Tak berlangsung lama, saat sang istri tengah hamil, Raja mulai berpaling. Ia mengutarakan maksud untuk kembali ke kerajaannya. Keinginan sang Raja ini, tanpa disertai dengan rencana untuk membawa serta istri yang dinikahinya. Alhasil, istri Raja pun pasrah tanpa daya ditinggal begitu saja tanpa dinafkahi.
Cerita berlanjut, Raja Sigi dikisahkan tak punya keinginan secuil pun untuk kembali ke Desa Bulili. Demikian juga, tak ada rencana apa pun untuk memboyong istrinya ke istana. Semua berlalu begitu saja, seolah tak pernah terjadi apa-apa dalam hidup sang Raja.
Gadis itu kemudian melahirkan tanpa kehadiran sang Raja. Mereka menjalani hidup tanpa tanggung jawab dan nafkah dari ayah bayi perempuan itu. Para tokoh dan pemuka masyarakat Desa Bulili terusik. Merasa iba atas nasib yang menimpa gadis itu. Kemudian, mereka mengambil keputusan untuk mengutus Tadulako guna meminta pertanggungjawaban sang Raja.
Sesampai para Tadulako di istana, Raja Sigi malah dengan lugas melepas tanggung jawabnya. Alih-alih terusik secara nurani, ia malah menantang para Tadulako. Jika mereka mampu, silakan saja mengambil sendiri lumbung padi istana.
Raja merasa di atas angin. Namun, terjadilah yang sebaliknya. Tantangan itu justru diterima oleh para Tadulako yang mengembang tugas. Mereka mengeluarkan kesaktian yang dibutuhkan. Alhasil, lumbung padi tersebut terambil dan mereka membawanya pulang.
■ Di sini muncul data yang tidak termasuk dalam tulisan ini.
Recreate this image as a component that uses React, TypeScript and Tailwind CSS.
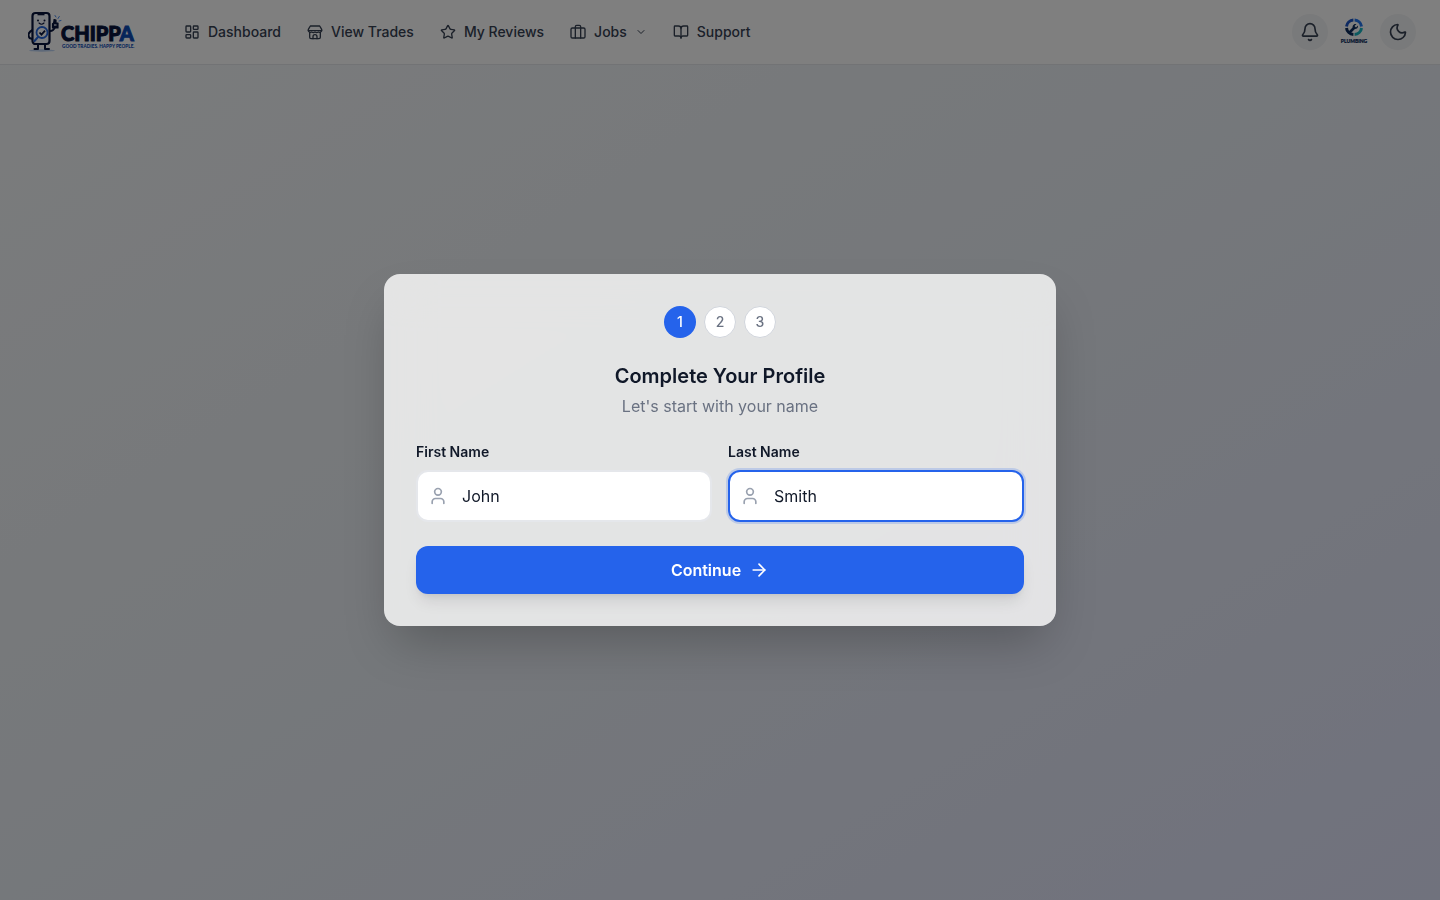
import React, { useState } from "react";
import {
  ArrowRight,
  Bell,
  BookOpen,
  ChevronDown,
  LayoutDashboard,
  Moon,
  Star,
  User,
} from "lucide-react";

type IconProps = { size?: number };

const StoreIcon: React.FC<IconProps> = ({ size = 16 }) => (
  <svg width={size} height={size} viewBox="0 0 24 24" fill="none" stroke="currentColor" strokeWidth="2" strokeLinecap="round" strokeLinejoin="round">
    <path d="M5 3h14l3 5v2H2V8z" />
    <path d="M2 10a3.300 3.300 0 0 0 5 2 4 4 0 0 0 5 0 4 4 0 0 0 5 0 3.300 3.300 0 0 0 5-2" />
    <path d="M4 12.500V20a2 2 0 0 0 2 2h12a2 2 0 0 0 2-2v-7.500" />
    <path d="M9 22v-3a3 3 0 0 1 6 0v3" />
  </svg>
);

const SuitcaseIcon: React.FC<IconProps> = ({ size = 16 }) => (
  <svg width={size} height={size} viewBox="0 0 24 24" fill="none" stroke="currentColor" strokeWidth="2" strokeLinecap="round" strokeLinejoin="round">
    <rect x="1.500" y="6" width="21" height="15" rx="2" />
    <path d="M8 21V4a2 2 0 0 1 2-2h4a2 2 0 0 1 2 2v17" />
  </svg>
);

const navItems = [
  { label: "Dashboard", icon: LayoutDashboard },
  { label: "View Trades", icon: StoreIcon },
  { label: "My Reviews", icon: Star },
  { label: "Jobs", icon: SuitcaseIcon, menu: true },
  { label: "Support", icon: BookOpen },
];

const steps = [1, 2, 3];

const Logo: React.FC = () => (
  <svg width="112" height="44" viewBox="0 0 112 44" role="img" aria-label="Chippa">
    {/* Ground shadow */}
    <ellipse cx="14" cy="40.5" rx="13" ry="1.2" fill="#8fb4ea" opacity="0.6" />
    {/* Legs and arms */}
    <g fill="none" stroke="#08153c" strokeWidth="2" strokeLinecap="round" strokeLinejoin="round">
      <path d="M10 34v5H6.500M17 34v5h4" />
      <path d="M4.500 20c-4 2-5 5-3 8l3 1M22 21c3 0 4-1 5-4" />
    </g>
    <rect x="4.500" y="3" width="17" height="31" rx="3" fill="#f5f8ff" stroke="#08153c" strokeWidth="2.200" />
    <path d="M9.500 3.500h7v1.800h-7z" fill="#08153c" />
    {/* Face */}
    <circle cx="10" cy="10.500" r="1" fill="#08153c" />
    <circle cx="16.500" cy="10.500" r="1" fill="#08153c" />
    <path d="M11 13q2.500 2.500 5 0" fill="none" stroke="#08153c" strokeWidth="1.100" strokeLinecap="round" />
    {/* Magnifier */}
    <circle cx="14" cy="22.500" r="5.500" fill="#fff" stroke="#2467dc" strokeWidth="1.800" />
    <path d="m11.500 22.500 2 2.200 3.500-4" fill="none" stroke="#08153c" strokeWidth="1.800" />
    <path d="m10 27-3.500 4" stroke="#2467dc" strokeWidth="2" strokeLinecap="round" />
    {/* Thumb */}
    <path d="M24.500 13.500c1.500 0 1.500-2.500 1.500-4l2 .5v3h2v5h-5.500z" fill="#08153c" stroke="#08153c" strokeWidth="1.200" strokeLinejoin="round" />
    <path d="M26 15h2.500" stroke="#f5f8ff" strokeWidth="1.200" />
    <path d="m28 7-1-1.500M30 8.500l1.300-2M31 11l2-.5" stroke="#3d82ec" strokeWidth="1" strokeLinecap="round" />
    <text x="33" y="31" fontFamily="Lato, sans-serif" fontWeight="900" fontSize="20" fill="#08153c" stroke="#08153c" strokeWidth="1">
      CHIPP<tspan fill="#0d4bb5" stroke="#0d4bb5">A</tspan>
    </text>
    <text x="34" y="38" fontFamily="Lato, sans-serif" fontWeight="900" fontSize="4.700" fill="#0d4bb5">
      GOOD TRADIES. HAPPY PEOPLE.
    </text>
  </svg>
);

const PlumbingAvatar: React.FC = () => (
  <svg width="32" height="32" viewBox="0 0 32 32" role="img" aria-label="Plumbing">
    <circle cx="16" cy="16" r="16" fill="#fff" />
    <g fill="none" strokeWidth="3">
      <path d="M8.500 10.500A7.300 7.300 0 0 1 15.400 4" stroke="#1d55c4" />
      <path d="M16.600 4A7.300 7.300 0 0 1 23.500 10.500" stroke="#2276f0" />
      <path d="M23.500 12A7.300 7.300 0 0 1 16.600 18.500" stroke="#18b5c0" />
      <path d="M15.400 18.500A7.300 7.300 0 0 1 8.500 12" stroke="#0c2c5c" />
    </g>
    <path d="m11.500 16.500 4.500-4.500" stroke="#0c2c5c" strokeWidth="2.600" />
    <path d="M20 9.500l-2 2-1.500-1.500 2-2c-2.500-.6-4.500 1.500-3.700 3.700.8 2.500 5.900 1.500 5.200-2.200z" fill="#0c2c5c" />
    <text x="16" y="27" textAnchor="middle" fontFamily="Lato, sans-serif" fontWeight="900" fontSize="5" fill="#0c2c5c" stroke="#0c2c5c" strokeWidth="0.200">
      PLUMBING
    </text>
  </svg>
);

const NameField: React.FC<{
  id: string;
  label: string;
  value: string;
  active: boolean;
  onFocus: () => void;
  onChange: (value: string) => void;
}> = ({ id, label, value, active, onFocus, onChange }) => (
  <div>
    <label htmlFor={id} className="block text-sm font-semibold text-gray-900 mb-2">
      {label}
    </label>
    <div className="relative">
      <User size={20} className="absolute left-3 top-4 text-gray-400" />
      <input
        id={id}
        type="text"
        value={value}
        onFocus={onFocus}
        onChange={(e) => onChange(e.target.value)}
        className={`block w-full h-[52px] rounded-xl border-2 bg-white pl-11 pr-4 text-base text-gray-900 outline-none ${
          active ? "border-[#2563eb] ring-2 ring-[#2563eb]/20" : "border-gray-200"
        }`}
      />
    </div>
  </div>
);

const App: React.FC = () => {
  const [firstName, setFirstName] = useState("John");
  const [lastName, setLastName] = useState("Smith");
  const [field, setField] = useState("last");

  return (
    <div className="min-h-screen bg-linear-to-br from-[#f6f8f9] via-[#ebf0f6] to-[#e1e4fb] font-['Inter',sans-serif]">
      {/* Header */}
      <header className="h-[65px] bg-white border-b border-gray-200 pl-7 pr-6 flex items-center justify-between">
        <div className="flex items-center gap-11">
          <a href="#" className="shrink-0">
            <Logo />
          </a>
          <nav className="flex items-center gap-[26px]">
            {navItems.map(({ label, icon: Icon, menu }) => (
              <a key={label} href="#" className="flex items-center gap-2 text-sm font-medium text-gray-700">
                <Icon size={16} />
                {label}
                {menu && <ChevronDown size={12} />}
              </a>
            ))}
          </nav>
        </div>
        <div className="flex items-center gap-2">
          <button aria-label="Notifications" className="w-9 h-9 rounded-full bg-gray-100 flex items-center justify-center text-gray-700">
            <Bell size={20} />
          </button>
          <button aria-label="Account" className="w-9 h-9 flex items-center justify-center">
            <PlumbingAvatar />
          </button>
          <button aria-label="Dark mode" className="w-9 h-9 rounded-full bg-gray-100 flex items-center justify-center text-gray-700">
            <Moon size={20} />
          </button>
        </div>
      </header>

      {/* Profile dialog */}
      <div className="fixed inset-0 z-50 flex items-center justify-center bg-black/50 p-4">
        <div role="dialog" aria-labelledby="profile-title" className="w-full max-w-2xl rounded-2xl bg-white/80 backdrop-blur-xl p-8 shadow-2xl">
          <div className="flex justify-center gap-2 mb-6">
            {steps.map((step) => (
              <div
                key={step}
                className={`w-8 h-8 rounded-full flex items-center justify-center text-sm font-medium ${
                  step === 1 ? "bg-[#2563eb] text-white" : "bg-white border border-gray-300 text-gray-500"
                }`}
              >
                {step}
              </div>
            ))}
          </div>
          <div className="text-center mb-6">
            <h2 id="profile-title" className="text-xl font-semibold text-gray-900 mb-1">
              Complete Your Profile
            </h2>
            <p className="text-base text-gray-500">Let's start with your name</p>
          </div>
          <form onSubmit={(e) => e.preventDefault()}>
            <div className="grid grid-cols-2 gap-4 mb-6">
              <NameField id="first-name" label="First Name" value={firstName} active={field === "first"} onFocus={() => setField("first")} onChange={setFirstName} />
              <NameField id="last-name" label="Last Name" value={lastName} active={field === "last"} onFocus={() => setField("last")} onChange={setLastName} />
            </div>
            <button type="submit" className="w-full h-12 rounded-xl bg-[#2563eb] text-white font-semibold shadow-lg flex items-center justify-center gap-2">
              Continue
              <ArrowRight size={20} />
            </button>
          </form>
        </div>
      </div>
    </div>
  );
};

export default App;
Pesan Moral dari Cerita Rakyat Tadulako Bulili
Tidak mudah bagi seseorang dalam mengemban tugas kepemimpinan. Selain berasal dari kalangan terpilih, juga dibutuhkan keterampilan yang terasah dan terbukti. Di dalamnya terkandung nilai-nilai luhur yang menyertai kompetensi.
Cerita rakyat "Tadulako Bulili" ini memperlihat seorang raja yang abai pada dua hal utama. Pertama, tentu saja berkenaan dengan nilai-nilai etis. Hal ini terasa semakin layak manakala ditunjukkan bahwa dalam posisi sang tokoh adalah seorang raja. Kedua, pastinya adalah soal tanggung jawab---baik secara moral maupun praktik nyata.
Tanggung jawab jelas adalah komponen yang krusial untuk dimiliki oleh setiap orang. Kepemimpinan tanpa tanggung jawab adalah kesewenangan semata. Bukan hanya buruk bagi dirinya, juga mendatangkan penolakan bahkan perlawanan dari pengikutnya.
Lewat kekuasaan, mungkin sang pemimpin  bisa lari dari tanggung jawab. Namun, seberapa jauh dan seberapa lama pemimpin seperti itu akan bertahan? Ujung kegagalan atau kehancuran hanya mengikuti irama detak jam yang akan tiba pada garis akhir.
Pada sisi yang lain, cerita rakyat ini mengajarkan kepada kita hal yang sebaiknya. Disampaikan melalui keteladan para Tadulako. Mereka bukan sekadar menjalankan tugas, melainkan berani dan teguh dalam menunaikan tanggung jawab atas jabatannya.